• [TO DO]: Set down the data below from its first line to the line holding "const pages = (n)", inclusive; omit all pictures.

• [AVAILABLE DATA]:
===============
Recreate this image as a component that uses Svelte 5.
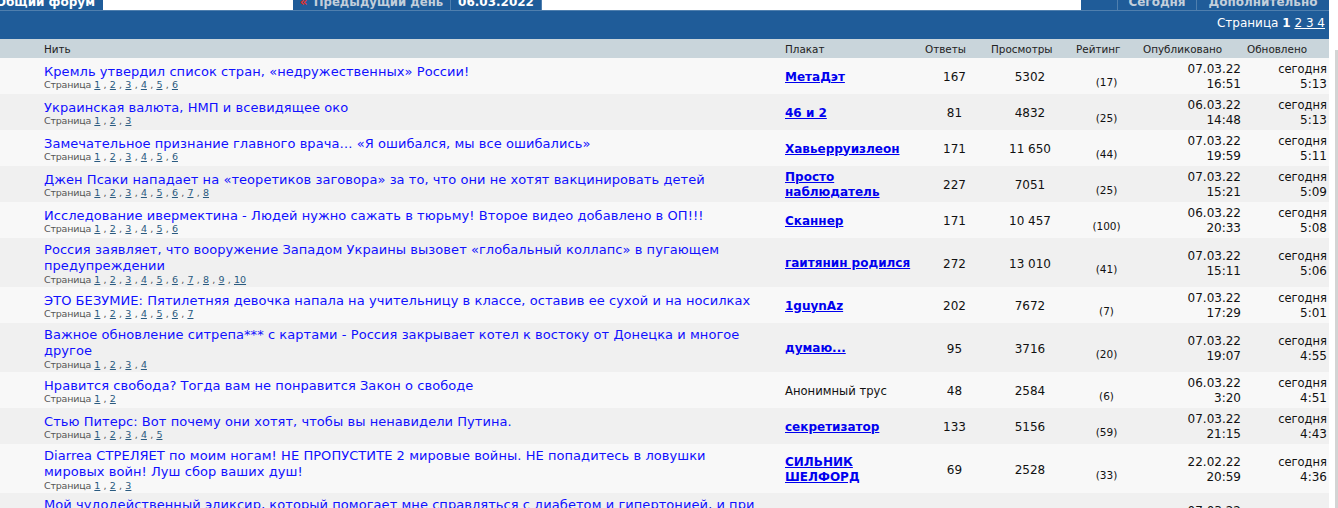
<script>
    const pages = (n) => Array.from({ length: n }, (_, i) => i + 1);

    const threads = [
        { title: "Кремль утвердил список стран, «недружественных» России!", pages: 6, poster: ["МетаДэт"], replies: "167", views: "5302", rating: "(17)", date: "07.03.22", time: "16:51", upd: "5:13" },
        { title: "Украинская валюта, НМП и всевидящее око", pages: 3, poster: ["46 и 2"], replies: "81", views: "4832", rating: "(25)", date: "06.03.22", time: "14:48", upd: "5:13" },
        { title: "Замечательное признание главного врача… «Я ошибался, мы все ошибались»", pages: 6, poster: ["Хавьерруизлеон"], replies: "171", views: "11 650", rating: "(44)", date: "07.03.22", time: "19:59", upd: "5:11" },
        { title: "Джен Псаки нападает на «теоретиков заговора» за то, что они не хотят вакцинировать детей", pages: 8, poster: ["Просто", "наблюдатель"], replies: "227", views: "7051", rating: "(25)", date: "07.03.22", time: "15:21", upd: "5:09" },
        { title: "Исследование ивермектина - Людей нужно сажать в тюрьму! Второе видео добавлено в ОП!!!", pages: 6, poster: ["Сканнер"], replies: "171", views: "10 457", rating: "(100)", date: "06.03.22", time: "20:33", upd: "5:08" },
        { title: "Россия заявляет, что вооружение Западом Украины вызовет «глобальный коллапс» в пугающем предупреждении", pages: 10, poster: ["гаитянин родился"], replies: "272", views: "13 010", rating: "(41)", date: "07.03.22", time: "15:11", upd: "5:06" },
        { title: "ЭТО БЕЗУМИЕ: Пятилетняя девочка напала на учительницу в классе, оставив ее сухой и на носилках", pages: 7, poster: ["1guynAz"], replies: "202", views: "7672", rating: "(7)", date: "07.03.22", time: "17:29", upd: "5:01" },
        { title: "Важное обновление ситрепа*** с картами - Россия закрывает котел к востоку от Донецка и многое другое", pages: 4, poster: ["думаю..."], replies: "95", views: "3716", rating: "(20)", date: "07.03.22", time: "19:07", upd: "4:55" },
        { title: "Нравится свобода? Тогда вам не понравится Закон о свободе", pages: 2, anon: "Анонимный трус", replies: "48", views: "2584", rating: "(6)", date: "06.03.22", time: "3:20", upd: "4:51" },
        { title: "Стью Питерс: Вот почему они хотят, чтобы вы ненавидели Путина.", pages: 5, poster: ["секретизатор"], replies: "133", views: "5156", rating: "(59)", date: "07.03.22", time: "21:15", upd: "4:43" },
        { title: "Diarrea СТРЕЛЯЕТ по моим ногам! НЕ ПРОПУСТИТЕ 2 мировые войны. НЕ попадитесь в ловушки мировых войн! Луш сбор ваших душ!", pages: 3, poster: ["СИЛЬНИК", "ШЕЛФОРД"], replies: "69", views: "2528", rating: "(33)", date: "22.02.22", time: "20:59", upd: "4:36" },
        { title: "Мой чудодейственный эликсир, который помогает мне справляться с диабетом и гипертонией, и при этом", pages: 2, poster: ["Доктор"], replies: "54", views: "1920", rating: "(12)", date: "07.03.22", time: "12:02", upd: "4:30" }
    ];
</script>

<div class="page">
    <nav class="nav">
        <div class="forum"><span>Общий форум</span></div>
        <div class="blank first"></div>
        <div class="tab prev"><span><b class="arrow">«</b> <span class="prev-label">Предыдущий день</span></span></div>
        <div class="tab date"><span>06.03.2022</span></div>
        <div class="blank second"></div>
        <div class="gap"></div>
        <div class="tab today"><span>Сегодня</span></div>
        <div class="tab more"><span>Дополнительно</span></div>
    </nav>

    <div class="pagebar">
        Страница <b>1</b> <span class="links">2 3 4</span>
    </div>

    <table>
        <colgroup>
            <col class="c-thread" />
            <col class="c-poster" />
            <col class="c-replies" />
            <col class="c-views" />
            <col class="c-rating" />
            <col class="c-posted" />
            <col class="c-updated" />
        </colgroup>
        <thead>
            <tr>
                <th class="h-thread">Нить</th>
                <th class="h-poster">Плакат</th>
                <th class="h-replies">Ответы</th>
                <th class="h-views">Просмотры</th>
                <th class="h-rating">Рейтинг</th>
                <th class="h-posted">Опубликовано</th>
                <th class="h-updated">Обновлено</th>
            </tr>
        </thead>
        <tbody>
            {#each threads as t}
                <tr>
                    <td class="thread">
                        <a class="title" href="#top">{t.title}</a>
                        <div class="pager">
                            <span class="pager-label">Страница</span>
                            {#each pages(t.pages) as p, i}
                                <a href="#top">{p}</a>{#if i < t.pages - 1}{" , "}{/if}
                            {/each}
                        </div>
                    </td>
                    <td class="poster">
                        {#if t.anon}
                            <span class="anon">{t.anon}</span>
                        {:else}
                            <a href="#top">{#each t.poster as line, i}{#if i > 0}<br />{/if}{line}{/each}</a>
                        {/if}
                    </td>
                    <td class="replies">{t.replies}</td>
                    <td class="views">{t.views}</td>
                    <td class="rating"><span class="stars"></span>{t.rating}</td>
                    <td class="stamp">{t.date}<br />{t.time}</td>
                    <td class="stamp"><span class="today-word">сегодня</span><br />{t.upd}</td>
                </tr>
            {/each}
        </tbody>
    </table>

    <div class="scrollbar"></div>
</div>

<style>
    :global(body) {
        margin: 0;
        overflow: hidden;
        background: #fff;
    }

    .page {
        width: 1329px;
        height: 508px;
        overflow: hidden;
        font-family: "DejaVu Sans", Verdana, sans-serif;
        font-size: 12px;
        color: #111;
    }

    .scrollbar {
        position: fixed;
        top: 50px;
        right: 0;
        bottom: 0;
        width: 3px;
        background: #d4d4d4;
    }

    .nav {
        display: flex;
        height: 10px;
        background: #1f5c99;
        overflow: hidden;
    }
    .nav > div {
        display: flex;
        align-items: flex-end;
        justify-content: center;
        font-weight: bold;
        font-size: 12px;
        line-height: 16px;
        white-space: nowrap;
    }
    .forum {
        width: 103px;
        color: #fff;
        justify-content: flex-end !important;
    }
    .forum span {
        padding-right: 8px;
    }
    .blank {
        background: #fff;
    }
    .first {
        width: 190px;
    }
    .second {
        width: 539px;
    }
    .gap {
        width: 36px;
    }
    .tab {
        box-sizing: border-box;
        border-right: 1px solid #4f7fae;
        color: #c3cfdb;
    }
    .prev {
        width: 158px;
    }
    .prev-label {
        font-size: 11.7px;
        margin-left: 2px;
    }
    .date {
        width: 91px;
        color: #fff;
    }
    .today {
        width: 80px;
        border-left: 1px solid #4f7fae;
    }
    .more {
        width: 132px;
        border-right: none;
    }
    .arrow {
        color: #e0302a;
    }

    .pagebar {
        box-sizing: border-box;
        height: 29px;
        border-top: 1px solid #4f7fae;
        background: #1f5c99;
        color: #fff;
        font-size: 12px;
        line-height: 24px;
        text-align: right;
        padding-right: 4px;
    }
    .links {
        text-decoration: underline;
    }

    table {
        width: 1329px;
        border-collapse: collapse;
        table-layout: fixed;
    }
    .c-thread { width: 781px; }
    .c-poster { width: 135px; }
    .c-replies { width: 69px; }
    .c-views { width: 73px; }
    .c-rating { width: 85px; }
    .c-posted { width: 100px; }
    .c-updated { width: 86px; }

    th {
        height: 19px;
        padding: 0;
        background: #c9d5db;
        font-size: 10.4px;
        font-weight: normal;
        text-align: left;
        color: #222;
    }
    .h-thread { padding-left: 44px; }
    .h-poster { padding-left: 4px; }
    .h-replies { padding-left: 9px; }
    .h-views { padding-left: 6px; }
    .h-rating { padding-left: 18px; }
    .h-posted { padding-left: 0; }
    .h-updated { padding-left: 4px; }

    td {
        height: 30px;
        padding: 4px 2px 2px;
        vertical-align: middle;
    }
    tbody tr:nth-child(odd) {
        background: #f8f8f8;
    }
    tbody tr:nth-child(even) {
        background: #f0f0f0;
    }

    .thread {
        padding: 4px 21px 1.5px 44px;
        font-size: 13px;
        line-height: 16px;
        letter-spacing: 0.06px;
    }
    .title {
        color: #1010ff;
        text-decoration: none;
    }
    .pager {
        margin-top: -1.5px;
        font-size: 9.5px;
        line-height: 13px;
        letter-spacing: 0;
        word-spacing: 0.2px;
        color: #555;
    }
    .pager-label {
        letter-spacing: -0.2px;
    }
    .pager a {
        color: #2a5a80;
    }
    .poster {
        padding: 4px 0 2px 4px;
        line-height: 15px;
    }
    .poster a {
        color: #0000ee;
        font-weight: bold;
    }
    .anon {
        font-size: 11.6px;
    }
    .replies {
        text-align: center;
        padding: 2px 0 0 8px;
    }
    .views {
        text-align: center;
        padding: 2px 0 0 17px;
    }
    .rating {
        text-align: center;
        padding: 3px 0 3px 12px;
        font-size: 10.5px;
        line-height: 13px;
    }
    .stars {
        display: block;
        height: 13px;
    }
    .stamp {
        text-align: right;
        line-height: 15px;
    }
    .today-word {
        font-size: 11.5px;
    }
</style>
===============
• [SOLUTION]:
Recreate this image as a component that uses Svelte 5.
<script>
    const pages = (n) => Array.from({ length: n }, (_, i) => i + 1);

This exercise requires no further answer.